— start DATA TO USE —

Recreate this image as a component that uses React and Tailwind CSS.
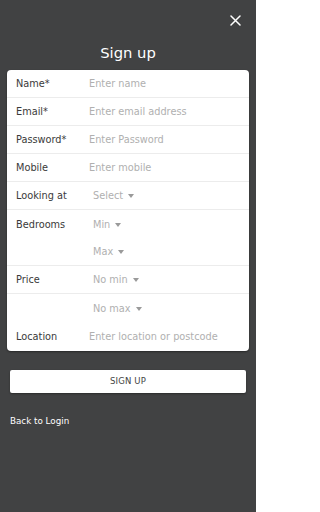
import React from 'react';

const font = { fontFamily: '"DejaVu Sans", "Noto Sans", sans-serif' };

function Caret() {
  return <span className="ml-[5px] mb-[1px] inline-block w-0 h-0 border-l-[3.5px] border-r-[3.5px] border-t-[4px] border-l-transparent border-r-transparent border-t-[#9a9a9a]" />;
}

function Row({ label, children, line = true }) {
  return (
    <div className={`flex items-center h-[28px] pt-[2px] ${line ? 'border-b border-[#ececec]' : ''}`}>
      <div className="w-[82px] pl-[9px] text-[9.75px] text-[#3a3a3a]">{label}</div>
      <div className="flex-1 text-[9.75px] text-[#b0b0b0]">{children}</div>
    </div>
  );
}

function Select({ text }) {
  return (
    <span className="pl-[4px] inline-flex items-center">
      {text}
      <Caret />
    </span>
  );
}

export default function App() {
  return (
    <div className="w-[256px] h-[512px] bg-[#414243] flex flex-col" style={font}>
      {/* Cerrar */}
      <div className="flex justify-end pt-[15px] pr-[15px] h-[36px]">
        <svg width="11" height="11" viewBox="0 0 11 11">
          <path d="M1 1 L10 10 M10 1 L1 10" stroke="#ffffff" strokeWidth="1.5" strokeLinecap="round" />
        </svg>
      </div>

      <h1 className="text-center text-white text-[14.75px] leading-[20px] mt-[7px]">Sign up</h1>

      {/* Formulario */}
      <div className="mx-[7px] mt-[7px] pb-[1px] bg-white rounded-[4px] shadow-[0_1px_2px_rgba(0,0,0,0.4)] overflow-hidden">
        <Row label="Name*">Enter name</Row>
        <Row label="Email*">Enter email address</Row>
        <Row label="Password*">Enter Password</Row>
        <Row label="Mobile">Enter mobile</Row>
        <Row label="Looking at"><Select text="Select" /></Row>
        <Row label="Bedrooms" line={false}><Select text="Min" /></Row>
        <Row label=""><Select text="Max" /></Row>
        <Row label="Price"><Select text="No min" /></Row>
        <Row label="" line={false}><Select text="No max" /></Row>
        <Row label="Location" line={false}>Enter location or postcode</Row>
      </div>

      <button className="mx-[10px] mt-[19px] h-[23px] bg-white rounded-[2px] shadow-[0_1px_2px_rgba(0,0,0,0.35)] text-[8.5px] text-[#444444] tracking-[0.02em]">
        SIGN UP
      </button>

      <div className="mx-[10px] mt-[22px] text-white text-[8.75px]">Back to Login</div>
    </div>
  );
}
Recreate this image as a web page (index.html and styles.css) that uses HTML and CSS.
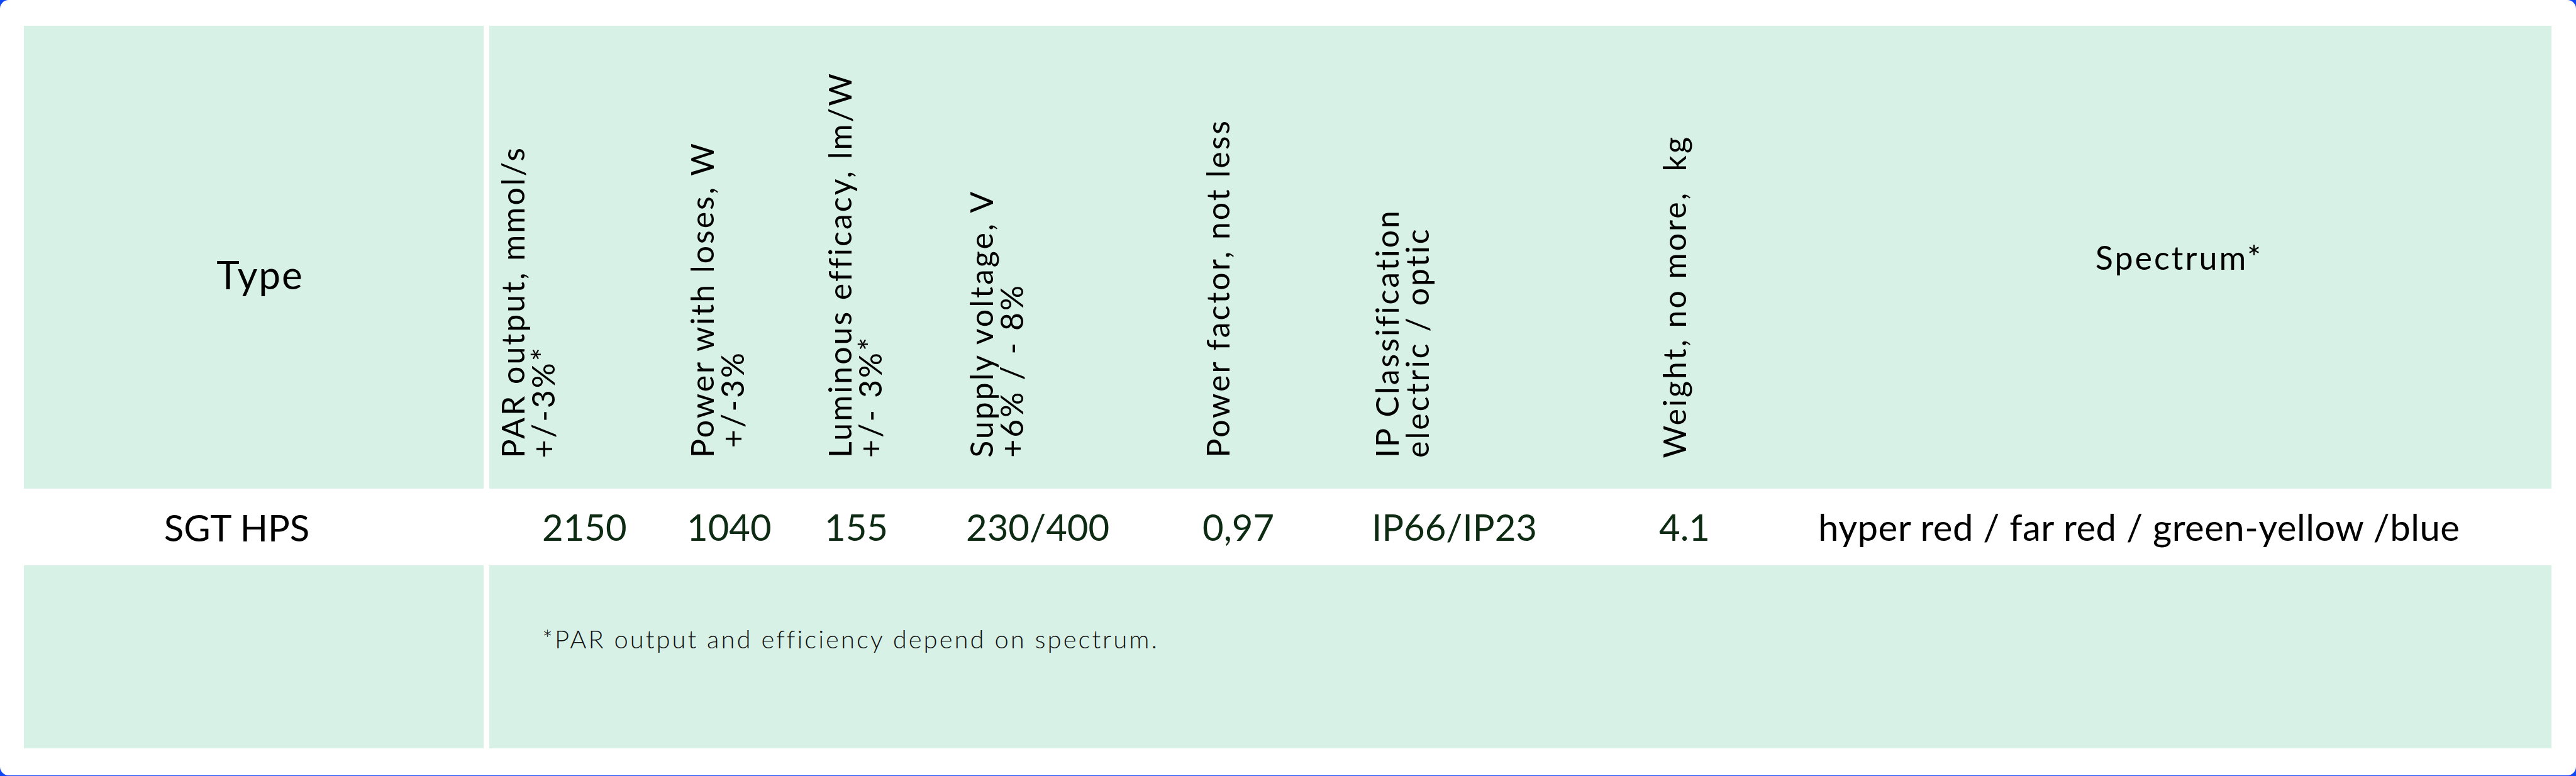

— end DATA TO USE —

Select the lines that carry the string "uses" and copy them.

COMPLETED EXERCISE.
Recreate this image as a component that uses React and Tailwind CSS.
Recreate this image as a web page (index.html and styles.css) that uses HTML and CSS.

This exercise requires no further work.